One of the missing pieces McChrystal inserted in his Afghan strategy was a reintegration and reconciliation program that could peel off enemy fighters and also eventually spur peace talks between the Taliban movement and Afghan government. The ISAF commander had heard from Karzai that it was the Afghan president’s goal to make diplomatic space for Afghan peace talks, but no one in the world seemed to want to back him. ISAF took that as a task: to make the world want to support the Afghan government in setting up eventual Taliban peace talks. McChrystal knew just who to pick for the job.

On June 15th Secretary of State Hillary Clinton gave a speech at the Council on Foreign Relations in which Ambassador Holbrooke was able to insert language about at least the idea of reintegration of Taliban fighters. This language tracked with the past Afghan reintegration programs I was privy to in 2002-03 and the one ISAF was envisioning in a more robust way in Kabul in June 2009. We would use that language as a baseline for an August ISAF white paper on reintegration and reconciliation that CENTCOM supported; and used to later push the White House towards giving Holbrooke more of a leash to start talking about peace talks.

reintegration

Page 2-14 COMISAF’s Initial Assessment, August 2009, from the redacted copy released by DOD.
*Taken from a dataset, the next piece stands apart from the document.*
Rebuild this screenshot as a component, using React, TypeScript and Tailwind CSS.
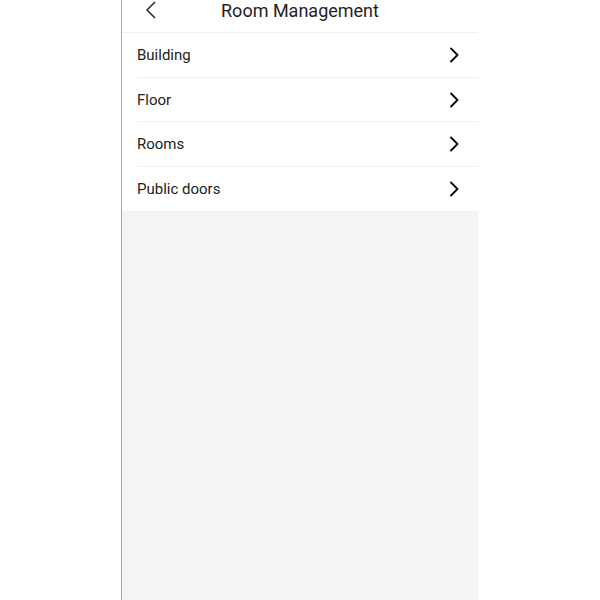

By August 2009 the US/ISAF campaign review was ready to go back to D.C.. The task of creating a reintegration program and using it to spur a peace talk opportunity fell to General Petraeus’ old deputy from Iraq. The man behind what was termed “reconciliation” in Iraq was Lt. Gen. Sir Graeme Lamb. He was the quiet shepherd of “the Awakening” to turn terrorist supporters into Iraq government supporters. So, in the early Summer of 2009 CENTCOM commander Dave Petraeus put retiring general Graeme Lamb on contract as an advisor to both the CENTCOM and ISAF commanders.

Lamb arrived in Kabul in August 2009, just after our enemies used a vehicle IED to blow the gates off the ISAF headquarters, and President Karzai assigned our two-man team to work with Minister Masoom Stanekzai to create a mechanism that would establish international support, and most importantly Afghan support for peace talks in the future. I had worked with Stanekzai on an earlier tour so we started off fast. This Afghan-ISAF task force had numerous sub-missions but the end goal was creating support for reintegration and eventual peace talks. The role of the Force-Reintegration Cell or F-RIC, was public and the force became a multinational and interagency NATO organization.

The Obama policy reviews were well underway by September 2009. While the D.C. crowd talked about surge force levels, the Afghan-ISAF reintegration team started to develop a plan that would create a robust reintegration and reconciliation program, gain international funding for it and acceptance of it, create a High Peace Council, and help the growing number of SRAPs in the world to find more space to talk about peace talks. That groundwork helped President Karzai to hold a peace jirga and gain national acceptance for future peace talks between the Afghan government and taliban leadership. The Afghan policy for reintegration, reconciliation and possible peace talks was published in the July 2010 as the Afghanistan Peace and Reintegration Program (APRP).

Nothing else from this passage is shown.